Obama cut him off to give his definition of leadership.
“My definition of leadership would be leading on climate change, an international accord that potentially we’ll get in Paris,” Obama said. “My definition of leadership is mobilizing the entire world community to make sure that Iran doesn’t get a nuclear weapon.”
Perhaps the most contentious part of the interview was an exchange regarding the program in Syria to train and equip 5,000 moderate Syrian rebels. The Obama administration officially abandoned the program last week after months of setbacks. By the end, according to a top US general, only “four or five” US-trained rebels were amid the fight in Syria.
Kroft called the program an “embarrassment”:
Steve Kroft: I want to talk about the– this program, because it would seem to show, I mean, if you expect 5,000 and you get five, it shows that somebody someplace along the line did not– made– you know, some sort of a serious miscalculation.

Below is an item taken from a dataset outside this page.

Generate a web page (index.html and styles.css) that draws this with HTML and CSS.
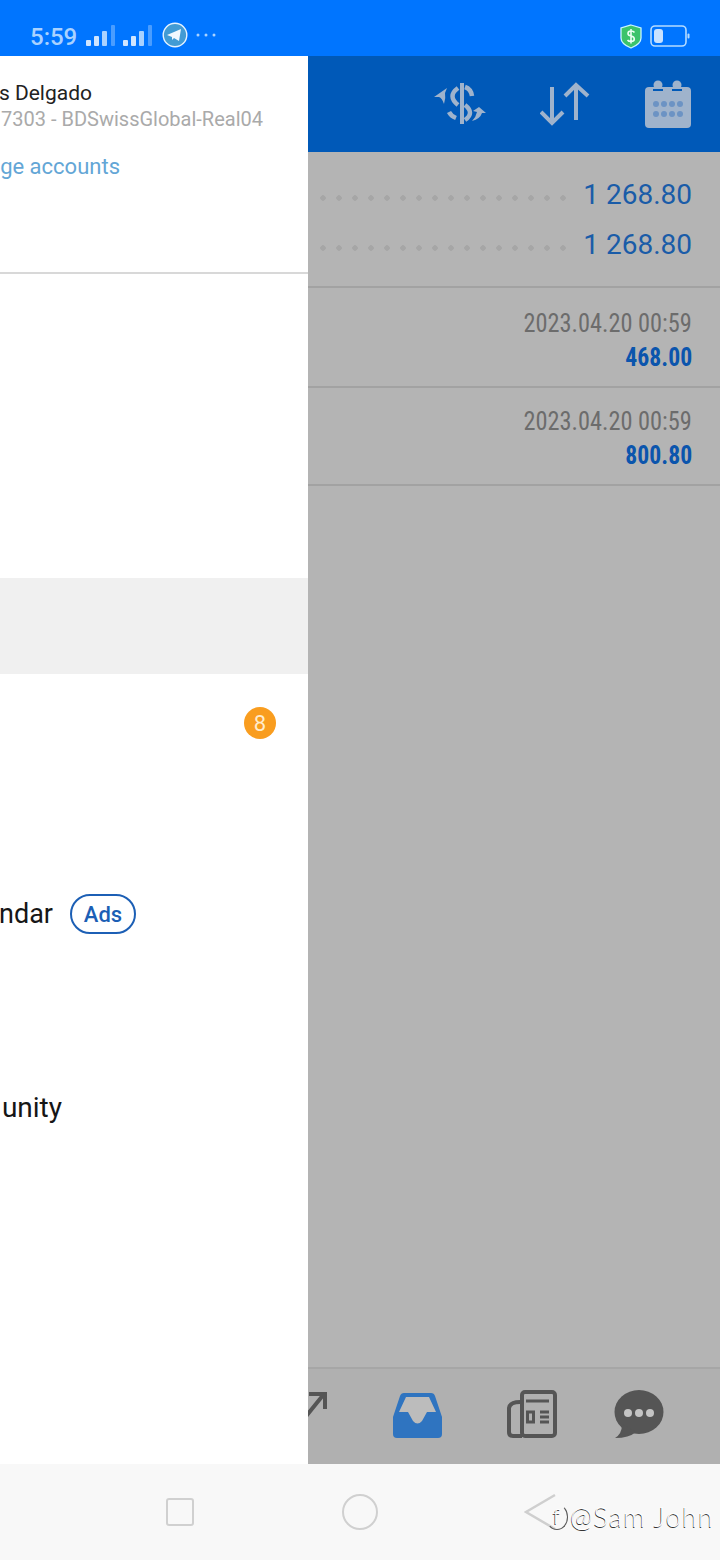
FILE: index.html
```html
<!DOCTYPE html>
<html lang="en">
<head>
  <meta charset="UTF-8" />
  <meta name="viewport" content="width=device-width, initial-scale=1.0"/>
  <title>Trading history</title>
  <link rel="stylesheet" href="styles.css">
</head>
<body>
  <!-- Status bar -->
  <div class="status-bar">
    <span class="clock">5:59</span>
    <svg class="signal" width="30" height="22" viewBox="0 0 30 22">
      <rect x="0" y="15" width="5" height="6" rx="1" fill="#cfe5ff"/>
      <rect x="8" y="11" width="5" height="10" rx="1" fill="#cfe5ff"/>
      <rect x="16" y="6" width="5" height="15" rx="1" fill="#a9d2ff"/>
      <rect x="25" y="0" width="4" height="21" rx="1" fill="#4a9dff"/>
    </svg>
    <svg class="signal second" width="30" height="22" viewBox="0 0 30 22">
      <rect x="0" y="15" width="5" height="6" rx="1" fill="#cfe5ff"/>
      <rect x="8" y="11" width="5" height="10" rx="1" fill="#cfe5ff"/>
      <rect x="16" y="6" width="5" height="15" rx="1" fill="#a9d2ff"/>
      <rect x="25" y="0" width="4" height="21" rx="1" fill="#4a9dff"/>
    </svg>
    <svg class="telegram" width="26" height="26" viewBox="0 0 26 26">
      <circle cx="13" cy="13" r="11.8" fill="#429bd4" stroke="#e6f3ff" stroke-width="1.4"/>
      <path d="M5 13 L19 7 L17 19 L12 16 L10 18 L10 15 Z" fill="#f2f8ff"/>
    </svg>
    <svg class="more" width="20" height="4" viewBox="0 0 20 4">
      <circle cx="2" cy="2" r="1.5" fill="#a9d2ff"/>
      <circle cx="10" cy="2" r="1.5" fill="#a9d2ff"/>
      <circle cx="18" cy="2" r="1.5" fill="#a9d2ff"/>
    </svg>
    <svg class="shield" width="22" height="25" viewBox="0 0 22 25">
      <path d="M11 1 L21 4 V14 Q21 20 11 24 Q1 20 1 14 V4 Z" fill="#3cc36b" stroke="#c9f5ff" stroke-width="1.3"/>
      <path d="M14.5 8.5 Q13.5 7 11 7 Q8 7 8 9.5 Q8 11.5 11 12 Q14.3 12.6 14.3 15 Q14.3 17.5 11 17.5 Q8.500 17.500 7.500 16 M11 5 V19.500" fill="none" stroke="#eafff2" stroke-width="1.6"/>
    </svg>
    <svg class="battery" width="40" height="22" viewBox="0 0 40 22">
      <rect x="1" y="1" width="35" height="20" rx="4" fill="none" stroke="#b5dbff" stroke-width="1.6"/>
      <rect x="4" y="4" width="9" height="14" rx="3" fill="#c9e2ff"/>
      <rect x="37.500" y="8.500" width="2" height="5" rx="1" fill="#b5dbff"/>
    </svg>
  </div>

  <div class="screen">
    <main class="app">
      <!-- Toolbar -->
      <header class="toolbar">
        <svg width="54" height="42" viewBox="0 0 54 42" fill="none" stroke="#9fb3cc">
          <path d="M28 0 V41" stroke-width="4"/>
          <path d="M31 4 Q37 6 38 13 M24 5 Q13 13 24 22 M31 22 Q41 30 31 37 M15 29 Q17 33 22 35" stroke-width="4.500"/>
          <path d="M0 14 L13 5 L11 10 Q12 15 10 21 Q8 15 5 14 Z" fill="#9fb3cc" stroke="none"/>
          <path d="M52 30 L45 24 L39 28 L43 29 Q42 34 38 38 Q46 36 48 30 Z" fill="#9fb3cc" stroke="none"/>
        </svg>
        <svg class="tool-arrows" width="50" height="44" viewBox="0 0 50 44" fill="none" stroke="#9fb3cc" stroke-width="4">
          <path d="M12 5 V41 M1 30 L12 41 L23 30"/>
          <path d="M36 38 V3 M25 14 L36 3 L48 14"/>
        </svg>
        <svg width="46" height="48" viewBox="0 0 46 48">
          <rect x="0" y="7" width="46" height="41" rx="4" fill="#9fb3cc"/>
          <circle cx="13" cy="5" r="4.500" fill="#9fb3cc"/>
          <circle cx="32" cy="5" r="4.500" fill="#9fb3cc"/>
          <rect x="8" y="9" width="10" height="2" fill="#0059b8"/>
          <rect x="27" y="9" width="10" height="2" fill="#0059b8"/>
          <g fill="#6c93c4">
            <circle cx="11" cy="24" r="3"/><circle cx="19" cy="24" r="3"/><circle cx="27" cy="24" r="3"/><circle cx="35" cy="24" r="3"/>
            <circle cx="11" cy="34" r="3"/><circle cx="19" cy="34" r="3"/><circle cx="27" cy="34" r="3"/><circle cx="35" cy="34" r="3"/>
          </g>
        </svg>
      </header>

      <!-- Summary -->
      <section class="summary">
        <div class="summary-row"><span class="leader"></span><span class="total">1 268.80</span></div>
        <div class="summary-row"><span class="leader"></span><span class="total">1 268.80</span></div>
      </section>

      <!-- Deals -->
      <div class="deal first">
        <span class="deal-date">2023.04.20 00:59</span>
        <span class="deal-amount">468.00</span>
      </div>
      <div class="deal">
        <span class="deal-date">2023.04.20 00:59</span>
        <span class="deal-amount">800.80</span>
      </div>

      <!-- Tab bar -->
      <nav class="tabs">
        <svg class="tab-trade" width="28" height="34" viewBox="0 0 28 34" fill="none" stroke="#555" stroke-width="4">
          <path d="M0 34 L25 3 M10 3 H26 V18"/>
        </svg>
        <svg class="tab-inbox" width="49" height="45" viewBox="0 0 49 45">
          <path d="M11 0 H38 Q41 0 42 3 L49 24 V41 Q49 45 45 45 H4 Q0 45 0 41 V24 L7 3 Q8 0 11 0 Z" fill="#2f74c0"/>
          <path d="M13 4 H36 L43 19 H34 L29 28 Q24.500 33 20 28 L15 19 H6 Z" fill="#bcbcbc"/>
        </svg>
        <svg class="tab-news" width="50" height="48" viewBox="0 0 50 48" fill="none" stroke="#555">
          <rect x="15" y="2" width="33" height="44" rx="3" stroke-width="4"/>
          <path d="M13 12 Q3 12 2 18 V42 Q2 46 6 46 H15" stroke-width="4"/>
          <path d="M19 11 H42" stroke-width="3"/>
          <rect x="20.500" y="22" width="6" height="10" stroke-width="3"/>
          <path d="M33 22 H42 M33 27 H42 M33 32 H42" stroke-width="3"/>
        </svg>
        <svg class="tab-chat" width="50" height="48" viewBox="0 0 50 48">
          <ellipse cx="25" cy="22" rx="24.500" ry="22" fill="#555"/>
          <path d="M8 34 Q8 44 1 48 Q15 48 22 42 Z" fill="#555"/>
          <circle cx="14" cy="23" r="4" fill="#c4c4c4"/>
          <circle cx="25" cy="23" r="4" fill="#c4c4c4"/>
          <circle cx="36" cy="23" r="4" fill="#c4c4c4"/>
        </svg>
      </nav>
    </main>

    <!-- Drawer, slid partly off the left edge -->
    <aside class="drawer">
      <div class="account">
        <div class="edge name-edge"><span>s Delgado</span></div>
        <div class="edge login-edge"><span>7303 - BDSwissGlobal-Real04</span></div>
        <div class="edge manage-edge"><span>ge accounts</span></div>
      </div>
      <div class="drawer-gap"></div>
      <div class="drawer-band"></div>
      <div class="drawer-row badge-row"><span class="badge">8</span></div>
      <div class="drawer-row"></div>
      <div class="drawer-row">
        <div class="edge calendar-edge"><span>ndar</span></div>
        <span class="ads">Ads</span>
      </div>
      <div class="drawer-row"></div>
      <div class="drawer-row community-row">
        <div class="edge community-edge"><span>unity</span></div>
      </div>
    </aside>
  </div>

  <!-- System navigation -->
  <footer class="system-nav">
    <span class="nav-square"></span>
    <span class="nav-circle"></span>
    <svg class="nav-back" width="34" height="38" viewBox="0 0 34 38" fill="none" stroke="#cfcfcf" stroke-width="2.500">
      <path d="M31 2 L2 19 L31 36"/>
    </svg>
    <div class="watermark">
      <span class="wm-logo">f</span><span>@Sam John</span>
    </div>
  </footer>
</body>
</html>
```

FILE: styles.css
```css
* {
  box-sizing: border-box;
}
body {
  font-family: 'Roboto', sans-serif;
  margin: 0;
  width: 720px;
  height: 1560px;
  overflow: hidden;
  display: flex;
  flex-direction: column;
  background-color: #f8f8f8;
}

/* status bar */
.status-bar {
  height: 56px;
  flex: none;
  background-color: #0075ff;
  display: flex;
  align-items: center;
  padding: 16px 30px 0;
}
.clock {
  font-size: 24px;
  font-weight: 500;
  color: #a9d2ff;
  margin-top: 2px;
}
.signal {
  margin-left: 9px;
}
.signal.second {
  margin-left: 7px;
}
.telegram {
  margin-left: 9px;
  margin-bottom: 2px;
}
.more {
  margin-left: 8px;
  margin-bottom: 2px;
}
.shield {
  margin-left: auto;
}
.battery {
  margin-left: 8px;
}

/* app behind the drawer */
.screen {
  position: relative;
  flex: 1;
}
.app {
  height: 100%;
  display: flex;
  flex-direction: column;
  background-color: #b4b4b4;
}
.toolbar {
  height: 96px;
  flex: none;
  background-color: #0059b8;
  display: flex;
  align-items: center;
  justify-content: flex-end;
  gap: 55px;
  padding-right: 29px;
}
.tool-arrows {
  margin-left: -3px;
}
.summary {
  padding: 17px 28px 17px 320px;
  border-bottom: 2px solid #a2a2a2;
}
.summary-row {
  height: 50px;
  display: flex;
  align-items: center;
}
.leader {
  flex: 1;
  height: 6px;
  margin-top: 8px;
  margin-right: 16px;
  background-image: radial-gradient(circle at 3px 3px, #a6a6a6 2.500px, transparent 3px);
  background-size: 16px 6px;
  background-repeat: repeat-x;
}
.total {
  font-size: 28px;
  color: #1a5ca8;
}
.deal {
  height: 98px;
  padding: 16px 28px 0 0;
  border-bottom: 2px solid #a2a2a2;
  display: flex;
  flex-direction: column;
  align-items: flex-end;
}
.deal.first {
  height: 100px;
  padding-top: 18px;
}
.deal-date,
.deal-amount {
  font-size: 26px;
  line-height: 34px;
  font-stretch: 75%;
  transform-origin: right center;
}
.deal-date {
  color: #6c6c6c;
  transform: scaleX(0.936);
}
.deal-amount {
  color: #0b55ad;
  font-weight: bold;
  transform: scaleX(0.913);
}
.tabs {
  margin-top: auto;
  height: 97px;
  border-top: 2px solid #a6a6a6;
  background-color: #b0b0b0;
  display: flex;
  align-items: center;
  justify-content: flex-end;
  padding-right: 56px;
}
.tab-trade {
  margin-bottom: 18px;
}
.tab-inbox {
  margin-left: 66px;
  margin-bottom: 2px;
}
.tab-news {
  margin-left: 65px;
  margin-bottom: 6px;
}
.tab-chat {
  margin-left: 57px;
  margin-bottom: 6px;
}

/* drawer */
.drawer {
  position: absolute;
  top: 0;
  left: 0;
  bottom: 0;
  width: 308px;
  overflow: hidden;
  background-color: #fff;
}
.account {
  height: 218px;
  padding-top: 22px;
  border-bottom: 2px solid #d8d8d8;
}
/* the drawer is cut by the screen edge, so each line is placed by where it ends */
.edge {
  display: flex;
  justify-content: flex-end;
  white-space: nowrap;
}
.name-edge {
  width: 92px;
  font-size: 21px;
  line-height: 30px;
  color: #222;
}
.login-edge {
  width: 263px;
  font-size: 20px;
  line-height: 22px;
  color: #aaa;
}
.manage-edge {
  width: 120px;
  margin-top: 22px;
  font-size: 22px;
  line-height: 30px;
  color: #63a6d6;
}
.drawer-gap {
  height: 304px;
}
.drawer-band {
  height: 96px;
  background-color: #f0f0f0;
}
.drawer-row {
  height: 96px;
  display: flex;
  align-items: center;
  font-size: 28px;
  color: #161616;
}
.badge-row {
  justify-content: flex-end;
  padding: 2px 32px 0 0;
}
.community-row {
  padding-top: 2px;
}
.badge {
  width: 32px;
  height: 32px;
  border-radius: 50%;
  background-color: #f99d1f;
  color: #ffeccc;
  font-size: 22px;
  display: flex;
  align-items: center;
  justify-content: center;
}
.calendar-edge {
  width: 53px;
  font-size: 27px;
}
.community-edge {
  width: 62px;
}
.ads {
  margin-left: 17px;
  width: 66px;
  height: 40px;
  border: 2px solid #1c5fb5;
  border-radius: 20px;
  color: #1c5fb5;
  font-size: 22px;
  font-weight: 500;
  display: flex;
  align-items: center;
  justify-content: center;
}

/* system navigation */
.system-nav {
  position: relative;
  height: 96px;
  flex: none;
  background-color: #f8f8f8;
  display: flex;
  align-items: center;
}
.nav-square {
  width: 28px;
  height: 28px;
  margin-left: 166px;
  border: 2px solid #d0d0d0;
  border-radius: 3px;
}
.nav-circle {
  width: 36px;
  height: 36px;
  margin-left: 148px;
  border: 2px solid #d0d0d0;
  border-radius: 50%;
}
.nav-back {
  margin-left: 146px;
}
.watermark {
  position: absolute;
  left: 546px;
  top: 36px;
  display: flex;
  align-items: center;
  gap: 2px;
  font-family: 'Lato', sans-serif;
  font-weight: 300;
  font-size: 27px;
  line-height: 34px;
  letter-spacing: 1.2px;
  color: #fff;
  text-shadow: -0.6px 0.6px 0.4px #333;
}
.wm-logo {
  width: 22px;
  height: 26px;
  border-radius: 50%;
  border: 1.5px solid #555;
  border-left-color: transparent;
  border-top-color: transparent;
  font-size: 22px;
  line-height: 22px;
  text-align: center;
}
```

President Barack Obama: You know, the– the– Steve, let me just say this.
Steve Kroft: It’s an embarrassment.
President Barack Obama: Look, there’s no doubt that it did not work. And, one of the challenges that I’ve had throughout this heartbreaking situation inside of Syria is, is that– you’ll have people insist that, you know, all you have to do is send in a few– you know, truckloads full of arms and people are ready to fight. And then, when you start a train-and-equip program and it doesn’t work, then people say, “Well, why didn’t it work?” Or, “If it had just started three months earlier it would’ve worked.”
Steve Kroft: But you said yourself you never believed in this.
President Barack Obama: Well– but Steve, what I have also said is, is that surprisingly enough it turns out that in a situation that is as volatile and with as many players as there are inside of Syria, there aren’t any silver bullets. And this is precisely why I’ve been very clear that America’s priorities has to be number one, keeping the American people safe. Number two, we are prepared to work both diplomatically and where we can to support moderate opposition that can help convince the Russians and Iranians to put pressure on Assad for a transition. But that what we are not going to do is to try to reinsert ourselves in a military campaign inside of Syria. Let’s take the situation in Afghanistan, which I suspect you’ll ask about. But I wanted to use this as an example.
Steve Kroft: All right. I feel like I’m being filibustered, Mr. President.
President Barack Obama: No, no, no, no, no. Steve, I think if you want to roll back the tape, you’ve been giving me long questions and statements, and now I’m responding to ’em. So let’s– so– if you ask me big, open-ended questions, expect big, open-ended answers.